On Mar 13, 11:30 pm, "Mike Schilling" <mscottschill...@hotmail.com>
wrote:
> Joshua Cranmer wrote:
> > Kuki Szabolcs wrote:
>
> >> Please let me know if you find an answer to this question.
> >> I was thinking that it would require a profiler like JRat or
> >> something like that to create a list of classes that were loaded,
> >> during the application run.
>
> >> Then rebuild the jar file with only that list of file.
>
> >> Of course this method is somewhat dangerous because the application
> >> has to be tested with all the possible code paths. Because you might
> >> have somewhere new Class("com.xxxx").newInstance() call which
> >> otherwise is not mapped.
>
> Java classes are always loaded lazily. Even wthout reflective calls,
> different code paths can result in different classes being loaded.
>
>
>
> > The easiest way I can think of is to use the -verbose:class option at
> > runtime and see which classes are listed as loaded.
>
> If you want to do it reliably, you'll need to analyze the class files and
> see which classes they reference (recursively, of course.) This is
> non-trivial.
Actually, it is not that hard.
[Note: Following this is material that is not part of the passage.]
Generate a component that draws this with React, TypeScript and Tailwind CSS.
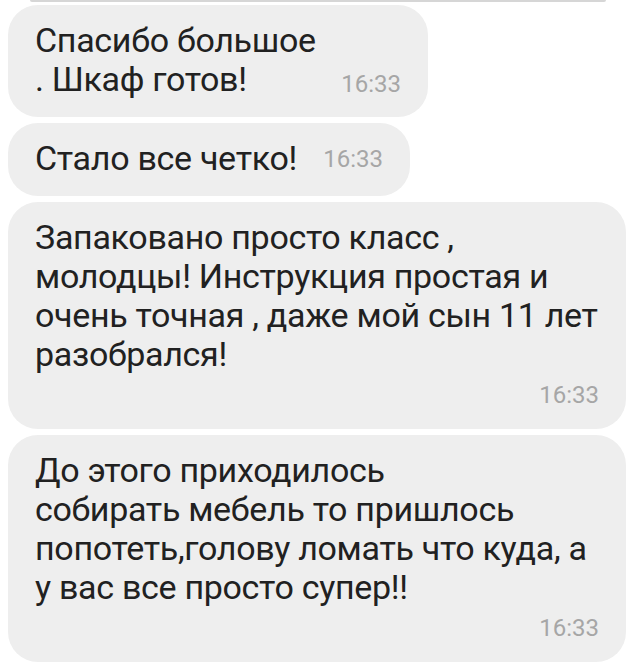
import React from "react";

const font = { fontFamily: "Roboto, 'Noto Sans', sans-serif" };

export default function App() {
  return (
    <div className="w-[640px] h-[667px] bg-white overflow-hidden relative" style={font}>
      <div className="h-[2px] mx-[30px] w-[576px] bg-[#d6d6d6] rounded-b" />
      <div className="flex flex-col items-start gap-[6px] pl-[8px] pt-[3px] text-[#212121]">
        {/* Bubble 1 */}
        <div className="w-[420px] h-[112px] rounded-[30px] bg-[#eeeeee] pl-[27px] pr-[27px] pt-[16px]">
          <div className="text-[34px] leading-[39px] tracking-[-0.3px]">Спасибо большое</div>
          <div className="flex items-baseline justify-between">
            <span className="text-[34px] leading-[39px] tracking-[-0.3px]">. Шкаф готов!</span>
            <span className="text-[24px] text-[#a6a6a6] relative top-[1px]">16:33</span>
          </div>
        </div>
        {/* Bubble 2 */}
        <div className="w-[402px] h-[73px] rounded-[30px] bg-[#eeeeee] pl-[27px] pr-[27px] pt-[16px]">
          <div className="flex items-baseline justify-between">
            <span className="text-[34px] leading-[39px] tracking-[-0.3px]">Стало все четко!</span>
            <span className="text-[24px] text-[#a6a6a6] relative top-[-3px]">16:33</span>
          </div>
        </div>
        {/* Bubble 3 */}
        <div className="w-[618px] h-[227px] rounded-[30px] bg-[#eeeeee] pl-[27px] pr-[27px] pt-[16px]">
          <div className="text-[34px] leading-[39px] tracking-[-0.3px]">
            <div>Запаковано просто класс ,</div>
            <div>молодцы! Инструкция простая и</div>
            <div>очень точная , даже мой сын 11 лет</div>
            <div>разобрался!</div>
          </div>
          <div className="flex justify-end text-[24px] text-[#a6a6a6] mt-[3px]">16:33</div>
        </div>
        {/* Bubble 4 */}
        <div className="w-[618px] h-[227px] rounded-[30px] bg-[#eeeeee] pl-[27px] pr-[27px] pt-[16px]">
          <div className="text-[34px] leading-[39px] tracking-[-0.3px]">
            <div>До этого приходилось</div>
            <div>собирать мебель то пришлось</div>
            <div>попотеть,голову ломать что куда, а</div>
            <div>у вас все просто супер!!</div>
          </div>
          <div className="flex justify-end text-[24px] text-[#a6a6a6] mt-[3px]">16:33</div>
        </div>
        <div className="h-[4px] ml-[17px] w-[585px] bg-[#d6d6d6] rounded-t mt-[-1px]" />
      </div>
    </div>
  );
}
There is a library called ASM from
Objectweb that parses the class files. It is quite easy to create the
dependency graph from this.
I wrote a program for the OSGi headers that makes a dependency graph
but this is based on packages, not classes (OSGi is very focused on
seeing a package as a first class citizen). The program is currently
not creating the payload of the jar from this tree but that would be
quite trivial to add. You can download the code from
http://www.aqute.biz/repo/biz/aQute/...nd-0.0.115.jar. The
source code is in the JAR in the OPT-INF/src directory. This program
actually has its own class file parser.